The sloppy eddie turns is mainly an issue on small, narrow eddies, especially those midstream things. It's probably a combination of speed-angle and which stroke to use when. Most of the time I do get them, but it costs way too much effort. Thsi problem actually brought me to the initial question, since it probably has to do with my eddie-problem.
oh, and indeed, downstream is not always the way to go. Sometimes one agressive pry is more effective then 2 or 3 bow strokes.
The teaching bit: I know. I'm assisting a local instructor (did so past weekend). I know it helps you to think about technique and watch paddling styles... . I'm working towards an Open Canoe Guide certification and afterwards to an instruction certification.
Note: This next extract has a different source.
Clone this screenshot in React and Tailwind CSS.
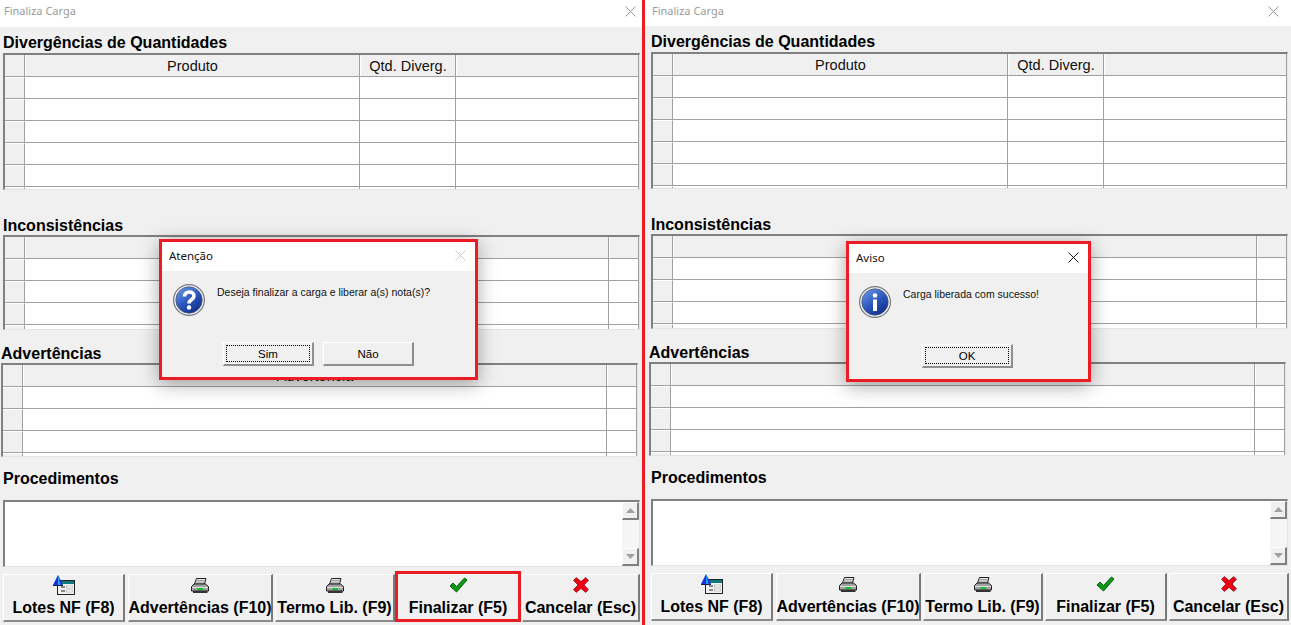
const BEVEL_LINE = 'border-[#a0a0a0]';

const sans = "font-['Liberation_Sans',Arial,sans-serif]";

function LotesIcon() {
  return (
    <svg width="22" height="20" viewBox="0 0 22 20">
      <rect x="4.5" y="5.5" width="17" height="14" fill="#f0f0f0" stroke="#222" />
      <rect x="5" y="6" width="16" height="3" fill="#0f7a7a" />
      <rect x="8" y="11" width="4" height="2" fill="#8a8a8a" />
      <rect x="13.5" y="11" width="6" height="2" fill="#fff" stroke="#9a9a9a" strokeWidth="0.5" />
      <rect x="8" y="15" width="4" height="2" fill="#8a8a8a" />
      <rect x="13.5" y="15" width="6" height="2" fill="#fff" stroke="#9a9a9a" strokeWidth="0.5" />
      <path d="M5 0 L10 10 H0 Z" fill="#1c2fe0" />
      <path d="M5 0 L7.5 10 H5 Z" fill="#22a8e8" />
      <path d="M0 10.5 H10" stroke="#10204a" />
    </svg>
  );
}

function PrinterIcon() {
  return (
    <svg width="18" height="15" viewBox="0 0 18 15">
      <path d="M5.5 0.5 H15 L13.5 6 H3.5 Z" fill="#fff" stroke="#222" />
      <path d="M5.5 2.3 H14 M5 4.1 H13.6" stroke="#555" strokeWidth="0.7" />
      <path d="M3 6 H14.5 L17.5 8.5 V13 H0.5 V8.5 Z" fill="#a2a2a2" stroke="#222" />
      <path d="M1 9.5 H17" stroke="#e0e0e0" />
      <rect x="6.5" y="10" width="5.5" height="2" fill="#10c030" />
      <path d="M2 13 H16.5 V15 H2 Z" fill="#333" />
    </svg>
  );
}

function CheckIcon() {
  return (
    <svg width="19" height="16" viewBox="0 0 19 16">
      <path d="M1 9 L4 6 L7.5 9.5 L15.5 1 L18 3 L7.5 15 Z" fill="#0a9a14" stroke="#0b5c12" strokeWidth="1" strokeLinejoin="round" />
    </svg>
  );
}

function CrossIcon() {
  return (
    <svg width="16" height="16" viewBox="0 0 16 16">
      <path d="M0.6 3.4 L3.2 0.6 L8 4.6 L12.8 0.6 L15.4 3.4 L11 8 L15.4 12.6 L12.8 15.4 L8 11.4 L3.2 15.4 L0.6 12.6 L5 8 Z" fill="#f00010" stroke="#8a1016" strokeWidth="0.8" strokeLinejoin="round" />
    </svg>
  );
}

function CloseX({ color }) {
  return (
    <svg width="11" height="11" viewBox="0 0 11 11">
      <path d="M0.5 0.5 L10.5 10.5 M10.5 0.5 L0.5 10.5" stroke={color} strokeWidth="1" />
    </svg>
  );
}

function Globe({ id, children }) {
  return (
    <svg width="32" height="32" viewBox="0 0 32 32" className="shrink-0">
      <defs>
        <linearGradient id={id} x1="0.2" y1="0.1" x2="0.8" y2="0.95">
          <stop offset="0" stopColor="#5f8ae0" />
          <stop offset="0.5" stopColor="#2a55bb" />
          <stop offset="1" stopColor="#12308c" />
        </linearGradient>
      </defs>
      <circle cx="16" cy="16" r="15.4" fill="#eef0f2" stroke="#74787d" strokeWidth="1.2" />
      <circle cx="16" cy="16" r="13.2" fill={`url(#${id})`} stroke="#46506a" strokeWidth="0.7" />
      {children}
    </svg>
  );
}

function DataGrid({ columns, height, rows }) {
  return (
    <div className={`w-[637px] ${height} overflow-hidden border-t-2 border-l-2 border-t-[#808080] border-l-[#808080] border-r border-b border-r-[#e4e4e4] border-b-[#e4e4e4] bg-white`}>
      <div className={`flex h-[22px] border-b ${BEVEL_LINE} bg-[#f0f0f0]`}>
        <div className={`w-[20px] shrink-0 border-r ${BEVEL_LINE}`} />
        {columns.map((col) => (
          <div
            key={col.key}
            className={`${col.width} flex items-center justify-center border-r ${BEVEL_LINE} border-l border-l-white pt-[2px] text-[14.5px] text-[#111]`}
          >
            {col.label}
          </div>
        ))}
      </div>
      {Array.from({ length: rows + 1 }, (_, i) => (
        <div key={i} className={`flex h-[22px] border-b ${BEVEL_LINE}`}>
          <div className={`w-[20px] shrink-0 border-r ${BEVEL_LINE} border-t border-t-white bg-[#f0f0f0]`} />
          {columns.map((col) => (
            <div key={col.key} className={`${col.width} border-r ${BEVEL_LINE}`} />
          ))}
        </div>
      ))}
    </div>
  );
}

function Heading({ children, className }) {
  return <div className={`flex items-end text-[16px] leading-none font-bold text-black ${className}`}>{children}</div>;
}

function ScrollButton({ up }) {
  return (
    <div className="flex h-[18px] items-center justify-center border-t border-l border-t-white border-l-white border-r-2 border-b-2 border-r-[#808080] border-b-[#808080] bg-[#f0f0f0]">
      <svg width="9" height="5" viewBox="0 0 9 5">
        <path d={up ? 'M4.5 0 L9 5 H0 Z' : 'M0 0 H9 L4.5 5 Z'} fill="#a0a0a0" />
      </svg>
    </div>
  );
}

function ToolButton({ icon, label, width, highlight }) {
  return (
    <div className={`relative flex h-[48px] ${width} shrink-0 flex-col items-center border-t border-l border-t-white border-l-white border-r-2 border-b-2 border-r-[#7a7a7a] border-b-[#8a8a8a] bg-[#f0f0f0]`}>
      <div className="flex h-[20px] items-center">{icon}</div>
      <div className="mt-[3px] text-[16px] leading-[20px] font-bold whitespace-nowrap text-black">{label}</div>
      {highlight && <span className="absolute -top-[4px] -right-[3px] -bottom-[2px] -left-[3px] border-[3px] border-[#ed1c24]" />}
    </div>
  );
}

function Panel({ panelWidth, contentLeft, titleHeight, titleLeft, closeRight, buttonWidths, highlightFinalizar }) {
  return (
    <div className={`${panelWidth} ${contentLeft} h-[625px] shrink-0 overflow-hidden bg-[#f0f0f0]`}>
      <div className={`flex ${titleHeight} items-center justify-between bg-white pb-[4px] ${titleLeft} ${closeRight} text-[11px] text-[#9b9b9b] font-['Noto_Sans',sans-serif]`}>
        <span>Finaliza Carga</span>
        <CloseX color="#9a9a9a" />
      </div>

      <Heading className="h-[26px] pb-[2px]">Divergências de Quantidades</Heading>
      <DataGrid
        height="h-[137px]"
        rows={5}
        columns={[
          { key: 'produto', label: 'Produto', width: 'w-[335px] shrink-0' },
          { key: 'qtd', label: 'Qtd. Diverg.', width: 'w-[96px] shrink-0' },
          { key: 'fill', label: '', width: 'flex-1' },
        ]}
      />

      <Heading className="mt-[21px] h-[24px] pb-[1px]">Inconsistências</Heading>
      <DataGrid
        height="h-[95px]"
        rows={3}
        columns={[
          { key: 'inconsistencia', label: '', width: 'w-[584px] shrink-0' },
          { key: 'fill', label: '', width: 'flex-1' },
        ]}
      />

      <Heading className="mt-[9px] -ml-[2px] h-[24px] pb-[1px]">Advertências</Heading>
      <div className="-ml-[2px]">
        <DataGrid
          height="h-[94px]"
          rows={3}
          columns={[
            { key: 'advertencia', label: 'Advertência', width: 'w-[584px] shrink-0' },
            { key: 'fill', label: '', width: 'flex-1' },
          ]}
        />
      </div>

      <Heading className="mt-[9px] h-[24px] pb-[3px]">Procedimentos</Heading>
      <div className="mt-[10px] flex h-[67px] w-[637px] justify-end border-t-2 border-l-2 border-t-[#808080] border-l-[#808080] border-r border-b border-r-[#e4e4e4] border-b-[#e4e4e4] bg-white">
        <div className="flex w-[17px] flex-col justify-between bg-[#f5f5f5]">
          <ScrollButton up />
          <ScrollButton />
        </div>
      </div>

      <div className="mt-[7px] flex items-start gap-[2px]">
        <ToolButton width={buttonWidths[0]} icon={<LotesIcon />} label="Lotes NF (F8)" />
        <ToolButton width={buttonWidths[1]} icon={<PrinterIcon />} label="Advertências (F10)" />
        <ToolButton width={buttonWidths[2]} icon={<PrinterIcon />} label="Termo Lib. (F9)" />
        <ToolButton width={buttonWidths[3]} icon={<CheckIcon />} label="Finalizar (F5)" highlight={highlightFinalizar} />
        <ToolButton width={buttonWidths[4]} icon={<CrossIcon />} label="Cancelar (Esc)" />
      </div>
    </div>
  );
}

function DialogButton({ label, focused }) {
  return (
    <div className="flex h-[24px] w-[91px] items-center justify-center border-t border-l border-t-white border-l-white border-r-2 border-b-2 border-r-[#8f8f8f] border-b-[#8f8f8f] bg-[#f0f0f0] p-[2px]">
      <div className={`flex h-full w-full items-center justify-center border border-dotted pt-[2px] text-[11.5px] text-black ${focused ? 'border-black' : 'border-transparent'}`}>
        {label}
      </div>
    </div>
  );
}

function Dialog({ position, title, closeColor, icon, text, iconLeft, children }) {
  return (
    <div className={`absolute ${position} flex flex-col border-[3px] border-[#ed1c24] bg-[#f0f0f0] shadow-[0_4px_18px_rgba(0,0,0,0.35)] ${sans}`}>
      <div className="flex h-[29px] shrink-0 items-center justify-between bg-white pr-[9px] pb-[2px] pl-[7px] text-[11.5px] text-[#111] font-['Noto_Sans',sans-serif]">
        <span>{title}</span>
        <CloseX color={closeColor} />
      </div>
      <div className="flex flex-1 flex-col">
        <div className={`flex items-start gap-[12px] pt-[13px] ${iconLeft}`}>
          {icon}
          <div className="pt-[1px] text-[10.5px] leading-[14px] text-[#111]">{text}</div>
        </div>
        {children}
      </div>
    </div>
  );
}

export default function App() {
  return (
    <div className={`relative flex h-[625px] w-[1291px] overflow-hidden bg-[#f0f0f0] ${sans}`}>
      <Panel
        panelWidth="w-[642px]"
        contentLeft="pl-[3px]"
        titleHeight="h-[27px]"
        titleLeft="-ml-[3px] pl-[4px]"
        closeRight="pr-[6px]"
        buttonWidths={['w-[122px] mr-[1px]', 'w-[145px]', 'w-[120px]', 'w-[123px]', 'w-[118px]']}
        highlightFinalizar
      />
      <div className="w-[3px] shrink-0 bg-[#ed1c24]" />
      <Panel
        panelWidth="w-[646px]"
        contentLeft="pl-[6px]"
        titleHeight="h-[26px]"
        titleLeft="-ml-[6px] pl-[7px]"
        closeRight="pr-[12px]"
        buttonWidths={['w-[122px] mr-[1px]', 'w-[145px]', 'w-[120px]', 'w-[122px]', 'w-[120px]']}
      />

      <Dialog
        position="top-[239px] left-[159px] h-[141px] w-[319px]"
        title="Atenção"
        closeColor="#c8c8c8"
        iconLeft="pl-[11px]"
        text="Deseja finalizar a carga e liberar a(s) nota(s)?"
        icon={
          <Globe id="question-globe">
            <path d="M11.5 12.5 C11.5 6.5 21 6.5 21 12 C21 15.5 16 15.5 16 19.5" fill="none" stroke="#fff" strokeWidth="3.6" />
            <circle cx="16" cy="23.5" r="2.2" fill="#fff" />
          </Globe>
        }
      >
        <div className="mt-[26px] flex gap-[9px] pl-[61px]">
          <DialogButton label="Sim" focused />
          <DialogButton label="Não" />
        </div>
      </Dialog>

      <Dialog
        position="top-[241px] left-[846px] h-[141px] w-[245px]"
        title="Aviso"
        closeColor="#111"
        iconLeft="pl-[10px]"
        text="Carga liberada com sucesso!"
        icon={
          <Globe id="info-globe">
            <circle cx="16" cy="9.5" r="2.3" fill="#fff" />
            <rect x="14" y="13.5" width="4" height="11.5" fill="#fff" />
          </Globe>
        }
      >
        <div className="mt-[26px] flex pl-[73px]">
          <DialogButton label="OK" focused />
        </div>
      </Dialog>
    </div>
  );
}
And probably, when it really matters, I think I use stern corrections. But then again, I'm still paddling way to nervous on class III water. Horrible timing, just getting down, not catching too much eddies, ... .
Work enough to do here. But I'm happy I found some new challenges on relatively "easy" water.
Oh, I do believe you (drewcanoe) on the 2x4 technique. Stern strokes are hard to learn and to master. I've been having a discussion with some instructors who start with a J-stroke. Those people are lost on the river after 1 day of flatwater. So making circles is more logic to understand. But you do have to master the tilt to do that.
The carving circles I have to work some more on that, try it some more. But it felt really bad carving an offside circle to catch an offside eddy.
Thanks for the feedback from all of you btw!
Oh, and my issue of Rapid did not make it to Belgium yet.